Amazon founder and Jeff CEO Bezos overtook Bill Gates to become the richest person in the world on Thursday morning July 27, with a fortune topping $90 billion for the first time ever.
When markets opened Thursday, Bezos had a net worth of $90.6 billion, putting him $500 million ahead of Microsoft cofounder Bill Gates.
Gates was previously surpassed on Forbes’ real-time rankings for just two days nearly a year ago by Spanish clothing retail tycoon Amancio Ortega.
Forbes started tracking billionaires around the globe in 1987. Bezos became the seventh person to hold the title of the world’s richest person and the third American to top the global ranks besides Gates and Berkshire Hathaway CEO Warren Buffett.
For the 30 years FORBES has been tracking global wealth, only five people have ranked on its annual compendium of wealth as the richest person on the planet.
Gates has held the title for 18 of the past 23 years. So who were the other richest people in the world in the three decades FORBES has been tracking wealth?
Amancio Ortega
The founder of Spanish clothing retailer Inditex (known in the U.S. for its Zara stores), topped Gates as the richest on Forbes’ real-time rankings for a few hours in Oct. 2015 and for two days in Sept. 2016 but just as quickly fell out of the top rank. Ortega, the world’s wealthiest retailer, typically earns more than $400 million in dividends a year.
When shares of Ortega’s business Inditex ticked up 2.5% in 2016, his fortune was boosted by $1.7 billion, then fell 2.8% two days later.
The son of a railway worker from La Coruña, Spain, Ortega is as reclusive as he is rich. He started his career as a store clerk in his hometown before opening his own business. Beginning with less than $100, he and his then-wife Rosalia Mera began making lingerie, pajamas and nightgowns in their living room.
Carlos Slim Helu
In 2010, a billionaire from a country other than the U.S. or Japan topped the list for the first time: telecom tycoon Carlos Slim Helu. Riding the surging stock price of his telecom firm America Movil, the Mexican tycoon beat out Bill Gates and Warren Buffett to become the world’s richest. He held onto the top spot for four years.
Warren Buffett
Warren Buffett rose to the top in 2008. Gates’ fortune had tumbled after Microsoft’s failed attempt to merge with Yahoo. That was also the year Gates stepped down as Microsoft chairman to focus on the Bill & Melinda Gates Foundation. He reclaimed the top ranking in 2009 with a much smaller fortune of $40 billion.
Bill Gates
An American first took the top spot on Forbes annual World’s Billionaires list in 1995. That was the year Microsoft cofounder Bill Gates climbed to number one with a net worth of $12.5 billion.
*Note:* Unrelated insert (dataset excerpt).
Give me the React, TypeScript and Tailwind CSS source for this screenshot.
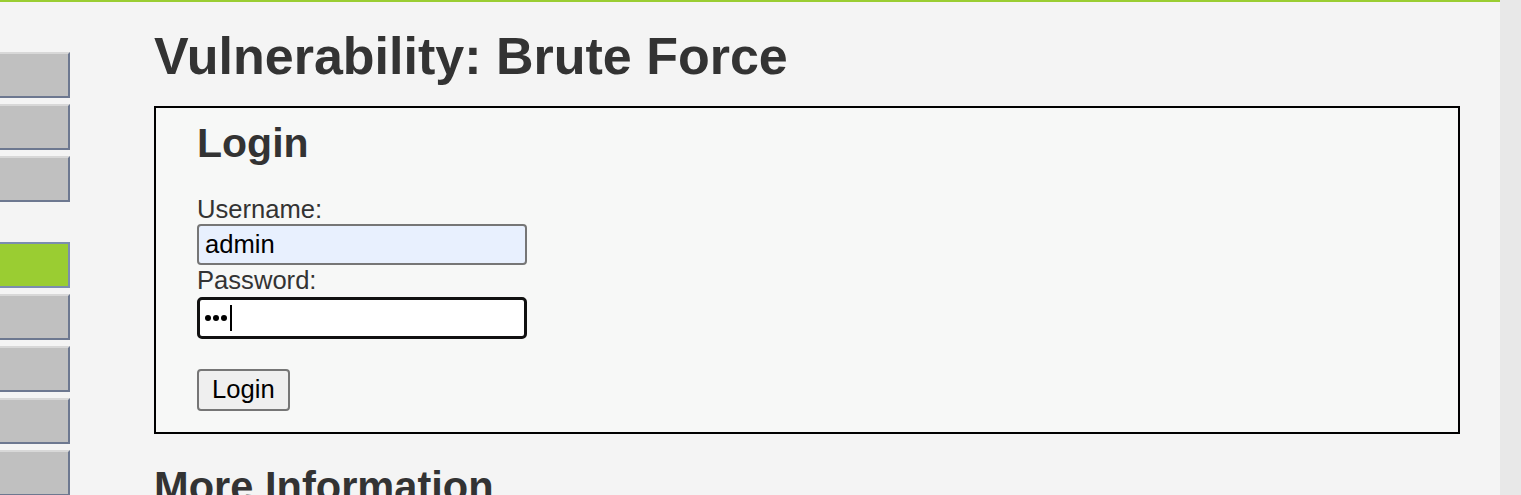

He was one of just 365 billionaires that year and has held the title of world’s richest for 18 of the past 23 years.
Gates’ rise, though meteoric, was not instant. He cofounded Microsoft in 1975 but didn’t top Forbes list for another two decades. In 1995, Microsoft stock was rising as tech firm valuations skyrocketed. Gates’ net worth was $12.9 billion, and it continued to grow astronomically over the next four years.
At its height, in 1999 near the peak of the Internet-fueled boom, Gates’ fortune reached $90 billion. Today, he remains a board member of Microsoft, the software firm he founded with Paul Allen.
Taikichiro Mori
In 1991, Taikichiro Mori became the world’s richest person with a $15 billion fortune. An economics professor, he quit the university in 1959 and went into business, constructing office buildings in Tokyo’s Minato ward. He had 65 office buildings with 7.7 million square feet of floor space when Forbes first named his fortune the world’s largest.
Yoshiaki Tsutsumi
The richest person on FORBES’ very first World Billionaires List in 1987 was Japanese billionaire Yoshiaki Tsutsumi, who had a $20 billion net worth at the time. Tsutsumi was one of 140 billionaires around the world on that first ranking of the world’s 10-figure fortunes, worth a combined $295 billion.
Tsutsumi’s wealth came from real estate and retail through his Seibu Group at the height of the Japanese real estate bubble. After being beaten out by Mori in 1991, Tsutsumi was back on top two years later with a $9 billion fortune and was also the richest person the next year for the last time.
A decade later, Tsutsumi had a fall from grace: His Seibu Group was delisted in 2004 due to years of reporting errors. He was arrested the next year, fined $42,000 and received a four-year suspended prison sentence. Tsutsumi fell off of the Billionaires List entirely in 2007.